Exercise objective:
Extract only the first line of the listing and every line after it up to and including the one with "const u = (n)". Omit the pictures.

Data block:
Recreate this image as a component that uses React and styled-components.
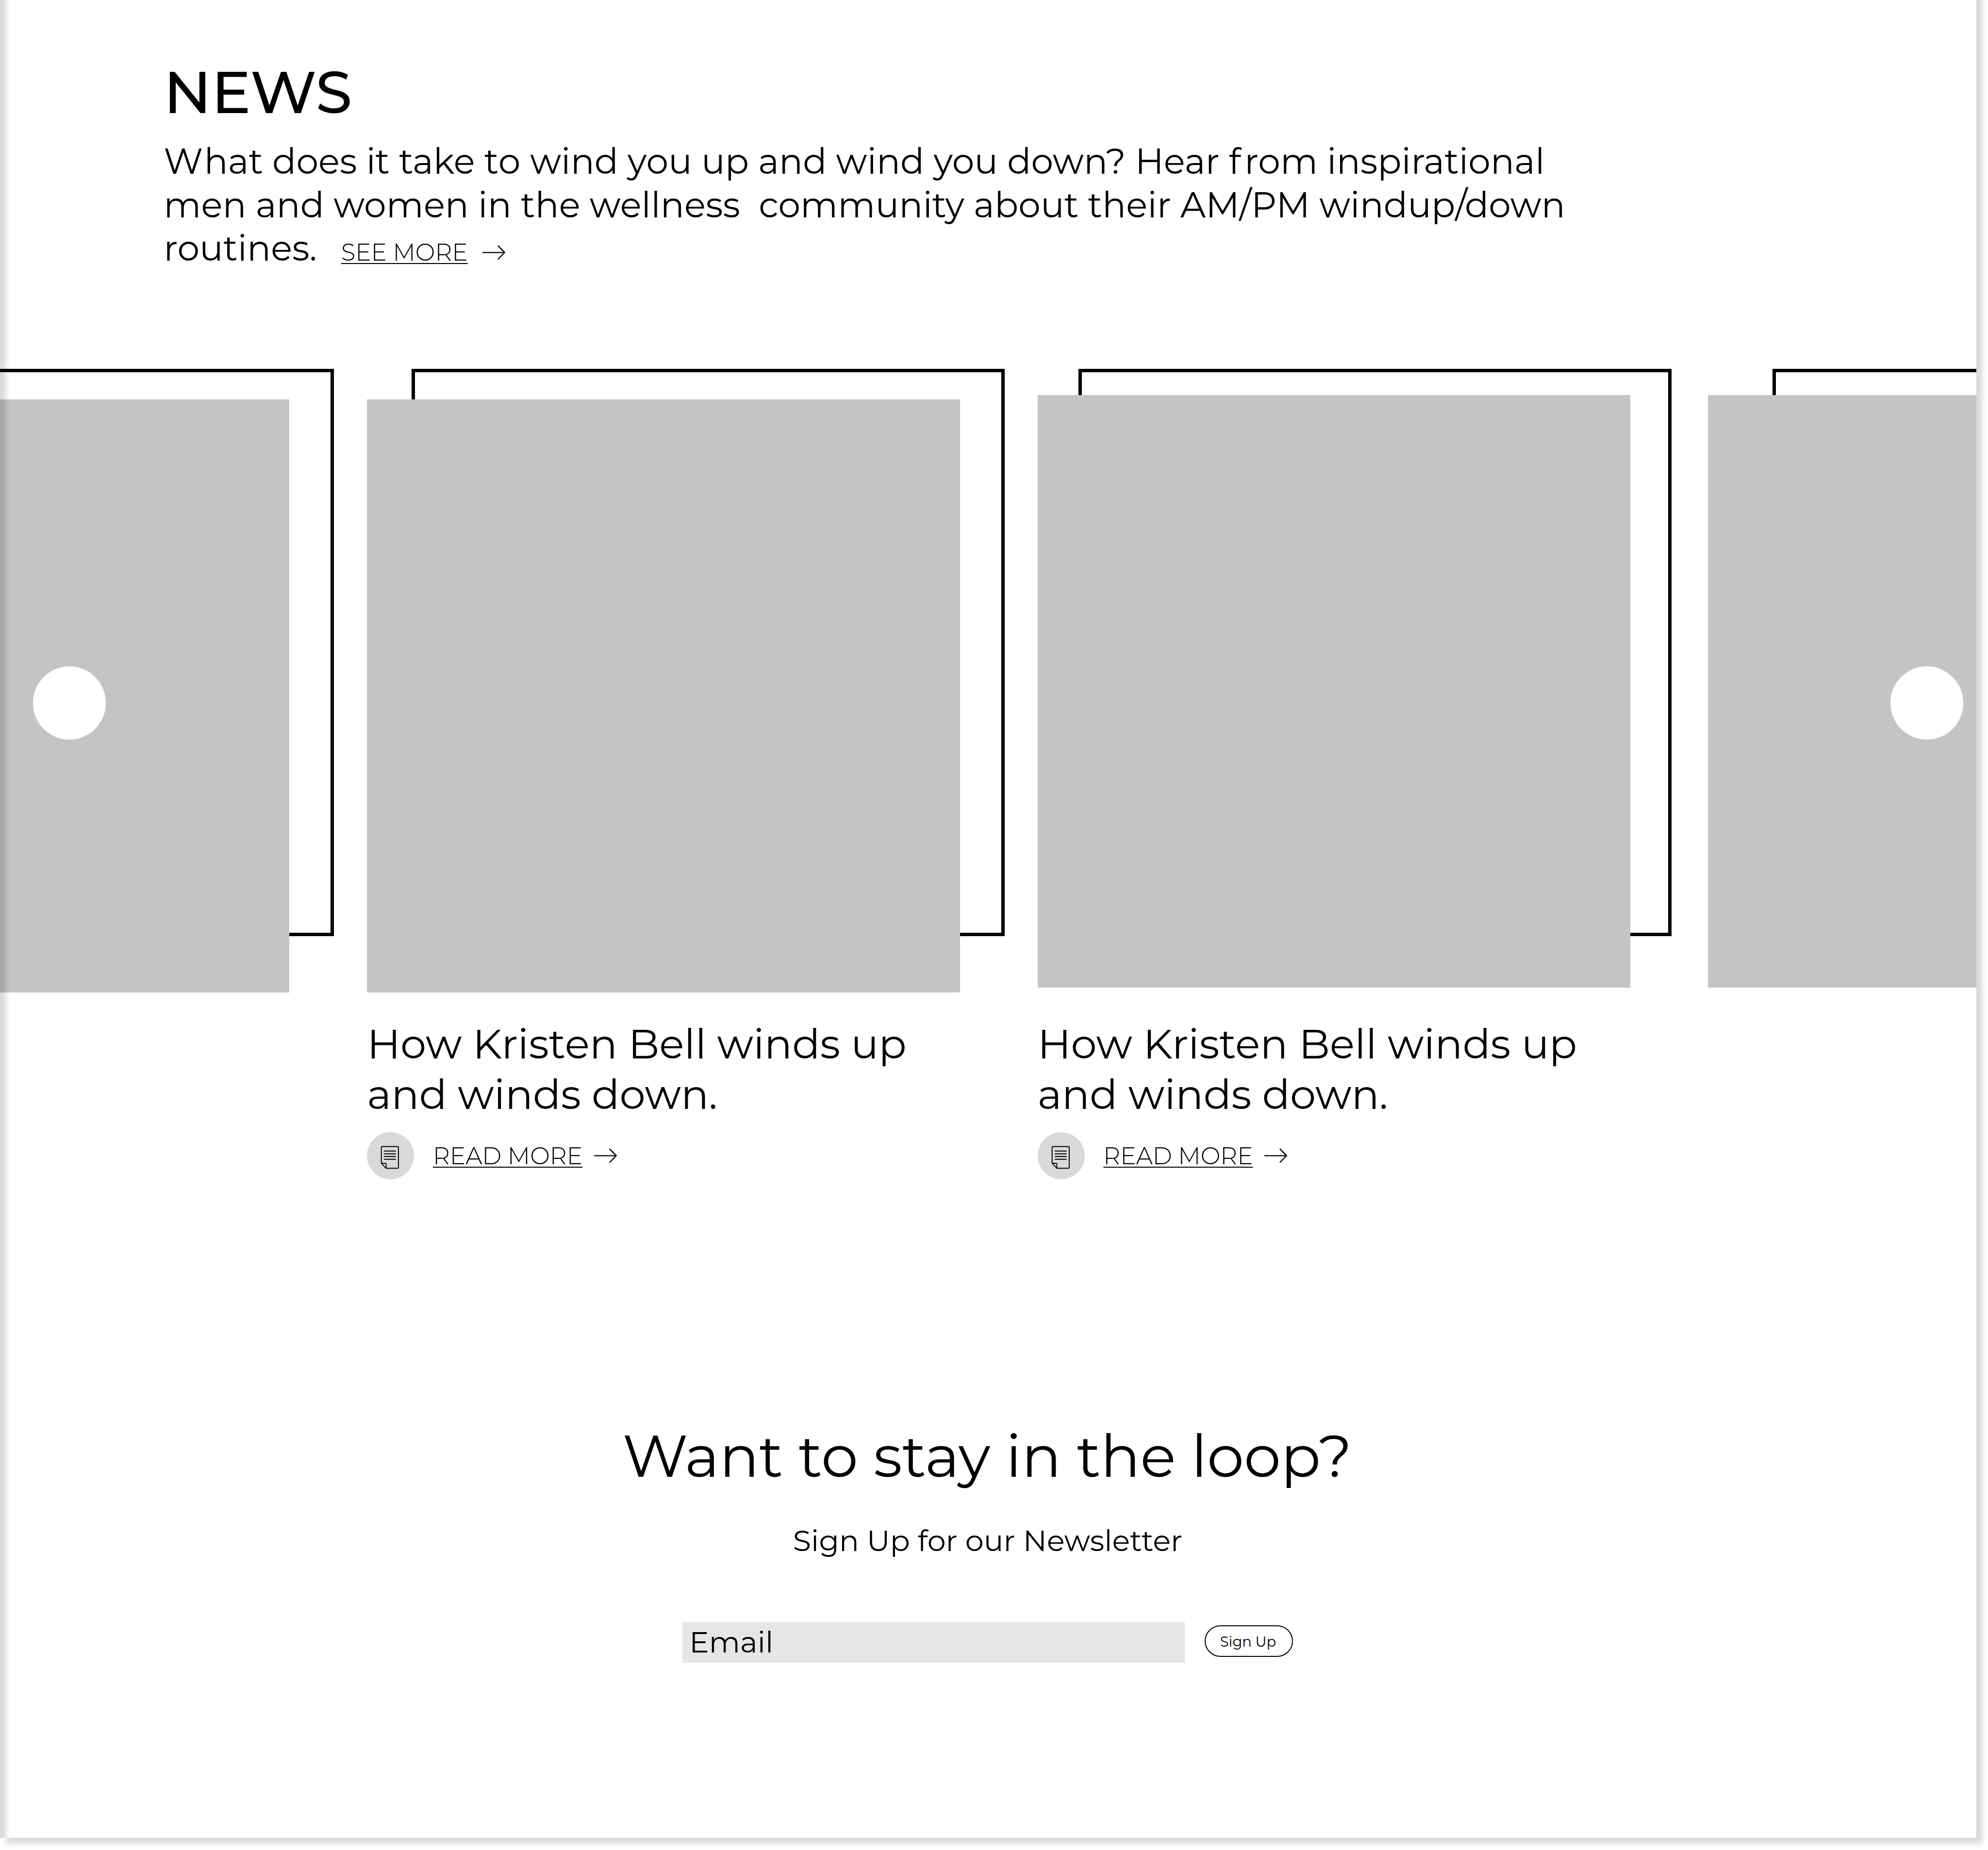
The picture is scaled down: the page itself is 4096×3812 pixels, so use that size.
import React from "react";
import styled, { createGlobalStyle } from "styled-components";

const u = (n) => `${(n * 4096) / 5070}px`;

const GlobalStyle = createGlobalStyle`
  *, *::before, *::after { box-sizing: border-box; }
  html, body { margin: 0; background: #fff; }
  body { font-family: Montserrat, Inter, sans-serif; color: #000; }
`;

const Board = styled.div`
  width: 4096px;
  height: 3812px;
  overflow: hidden;
  background: #fff;
`;

const Page = styled.main`
  position: relative;
  width: ${u(5040)};
  height: ${u(4728)};
  margin-top: ${u(-40)};
  padding-top: ${u(40)};
  overflow: hidden;
  background: #fff;
  box-shadow: ${u(15)} ${u(15)} ${u(13)} rgba(0, 0, 0, 0.15);

  &::after {
    content: "";
    position: absolute;
    inset: 0;
    pointer-events: none;
    box-shadow: inset ${u(15)} ${u(15)} ${u(13)} rgba(0, 0, 0, 0.15);
  }
`;

const NewsHeader = styled.header`
  height: ${u(941)};
  padding: ${u(143)} 0 0 ${u(417.5)};
`;

const NewsTitle = styled.h1`
  margin: 0 0 ${u(30.5)};
  font-size: ${u(150)};
  line-height: ${u(183)};
  font-weight: 500;
`;

const Intro = styled.div`
  font-size: ${u(90)};
  line-height: ${u(111)};
`;

const IntroLine = styled.div`
  display: ${(p) => (p.$row ? "flex" : "block")};
  align-items: baseline;
  height: ${u(111)};
  white-space: pre;
`;

const Loose = styled.span`
  letter-spacing: ${(p) => u(p.$by)};
`;

const MoreLink = styled.a`
  display: flex;
  align-items: center;
  gap: ${(p) => u(p.$gap)};
  margin-left: ${(p) => u(p.$offset)};
  font-size: ${u(60)};
  line-height: ${u(73)};
  font-weight: 300;
  white-space: nowrap;
`;

const MoreLabel = styled.span`
  padding-top: ${u(1.5)};
  text-decoration: underline;
  text-decoration-thickness: ${u(3)};
  text-underline-offset: ${u(6)};
`;

const ArrowIcon = styled.svg`
  display: block;
  width: ${u(60)};
  height: ${u(38)};
  fill: none;
  stroke: #000;
  stroke-width: 3;
`;

const Carousel = styled.section`
  position: relative;
  height: ${u(2681)};
`;

const Track = styled.div`
  display: flex;
  gap: ${u(198)};
  margin-left: ${u(-774)};
`;

const Card = styled.article`
  flex: 0 0 ${u(1512)};
`;

const Media = styled.div`
  position: relative;
  height: ${u(1590)};
  padding-top: ${(p) => u(p.$drop)};
`;

const Frame = styled.div`
  position: absolute;
  top: 0;
  left: ${(p) => u(p.$shift)};
  width: ${u(1512)};
  height: ${u(1446.5)};
  border: ${u(9)} solid #000;
`;

const Picture = styled.div`
  position: relative;
  height: ${u(1512)};
  background: #c4c4c4;
`;

const CardTitle = styled.h2`
  margin: ${u(66.7)} 0 ${u(32.4)};
  font-size: ${u(105)};
  line-height: ${u(129)};
  font-weight: 400;
`;

const CardActions = styled.div`
  display: flex;
  align-items: center;
`;

const Badge = styled.span`
  display: grid;
  place-items: center;
  width: ${u(120)};
  height: ${u(120)};
  border-radius: 50%;
  background: #d9d9d9;
`;

const NoteIcon = styled.svg`
  width: ${u(120)};
  height: ${u(120)};
  fill: none;
  stroke: #000;
  stroke-width: 2.4;
  stroke-linecap: round;
  stroke-linejoin: round;
`;

const SlideButton = styled.button`
  position: absolute;
  top: ${u(759)};
  ${(p) => p.$side}: ${(p) => u(p.$inset)};
  width: ${u(186)};
  height: ${u(186)};
  padding: 0;
  border: 0;
  border-radius: 50%;
  background: #fff;
`;

const Newsletter = styled.section`
  display: flex;
  flex-direction: column;
  align-items: center;
`;

const LoopTitle = styled.h2`
  margin: 0 ${u(4)} ${u(79.4)} 0;
  font-size: ${u(150)};
  line-height: ${u(183)};
  font-weight: 400;
`;

const LoopText = styled.p`
  margin: 0 ${u(2)} ${u(160.8)} 0;
  font-size: ${u(75)};
  line-height: ${u(91)};
`;

const Form = styled.form`
  display: flex;
  align-items: flex-start;
  gap: ${u(51)};
  margin-right: ${u(2)};
`;

const EmailInput = styled.input`
  width: ${u(1281)};
  height: ${u(105)};
  padding: 0 ${u(17.5)} ${u(3)};
  border: 0;
  border-radius: 0;
  background: #e6e6e6;
  font: 400 ${u(75)} Montserrat, Inter, sans-serif;

  &::placeholder {
    color: #000;
    opacity: 1;
  }
`;

const SubmitButton = styled.button`
  width: ${u(225)};
  height: ${u(81)};
  margin-top: ${u(9)};
  padding: ${u(1.5)} ${u(4)} 0 0;
  border: 2.5px solid #000;
  border-radius: ${u(40.5)};
  background: #fff;
  color: #000;
  font: 400 ${u(36)} Montserrat, Inter, sans-serif;
`;

const Arrow = () => (
  <ArrowIcon viewBox="0 0 60 38">
    <path d="M0 19H56.5M39.5 1.5L56.5 19L39.5 36.5" />
  </ArrowIcon>
);

const Note = () => (
  <NoteIcon viewBox="0 0 120 120">
    <path d="M36.8 79.3V38.8Q36.8 36.6 39 36.6H78.2Q80.4 36.6 80.4 38.8V89.8Q80.4 92 78.2 92H49L36.8 79.3H46.8Q49 79.3 49 81.5V92" />
    <path d="M44.5 48H73M44.5 55H73M44.5 62H73M44.5 69H73" />
  </NoteIcon>
);

const cards = [
  { id: 1, drop: 78, shift: 114 },
  { id: 2, drop: 78, shift: 114, title: "How Kristen Bell winds up and winds down." },
  { id: 3, drop: 66, shift: 105, title: "How Kristen Bell winds up and winds down." },
  { id: 4, drop: 66, shift: 165 },
];

const NewsCard = ({ drop, shift, title }) => (
  <Card>
    <Media $drop={drop}>
      <Frame $shift={shift} />
      <Picture />
    </Media>
    {title && (
      <>
        <CardTitle>{title}</CardTitle>
        <CardActions>
          <Badge>
            <Note />
          </Badge>
          <MoreLink $gap={29.5} $offset={48}>
            <MoreLabel>READ MORE</MoreLabel>
            <Arrow />
          </MoreLink>
        </CardActions>
      </>
    )}
  </Card>
);

export default function App() {
  return (
    <Board>
      <GlobalStyle />
      <Page>
        <NewsHeader>
          <NewsTitle>NEWS</NewsTitle>
          <Intro>
            <IntroLine>
              <Loose $by={3}>W</Loose>hat does it take <Loose $by={1}>to</Loose> wind you up and wind you down? Hear{" "}
              <Loose $by={9.5}>f</Loose>rom inspirational
            </IntroLine>
            <IntroLine>
              <Loose $by={0.05}>{"men and women in the wellness  community about their AM/PM windup/down"}</Loose>
            </IntroLine>
            <IntroLine $row>
              routines.
              <MoreLink $gap={37} $offset={61.5}>
                <MoreLabel>SEE MORE</MoreLabel>
                <Arrow />
              </MoreLink>
            </IntroLine>
          </Intro>
        </NewsHeader>
        <Carousel>
          <Track>
            {cards.map((card) => (
              <NewsCard key={card.id} {...card} />
            ))}
          </Track>
          <SlideButton $side="left" $inset={84} aria-label="Previous" />
          <SlideButton $side="right" $inset={33} aria-label="Next" />
        </Carousel>
        <Newsletter>
          <LoopTitle>Want to stay in the loop?</LoopTitle>
          <LoopText>Sign Up for our Newsletter</LoopText>
          <Form>
            <EmailInput placeholder="Email" />
            <SubmitButton type="button">Sign Up</SubmitButton>
          </Form>
        </Newsletter>
      </Page>
    </Board>
  );
}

Exercise output:
Recreate this image as a component that uses React and styled-components.
The picture is scaled down: the page itself is 4096×3812 pixels, so use that size.
import React from "react";
import styled, { createGlobalStyle } from "styled-components";

const u = (n) => `${(n * 4096) / 5070}px`;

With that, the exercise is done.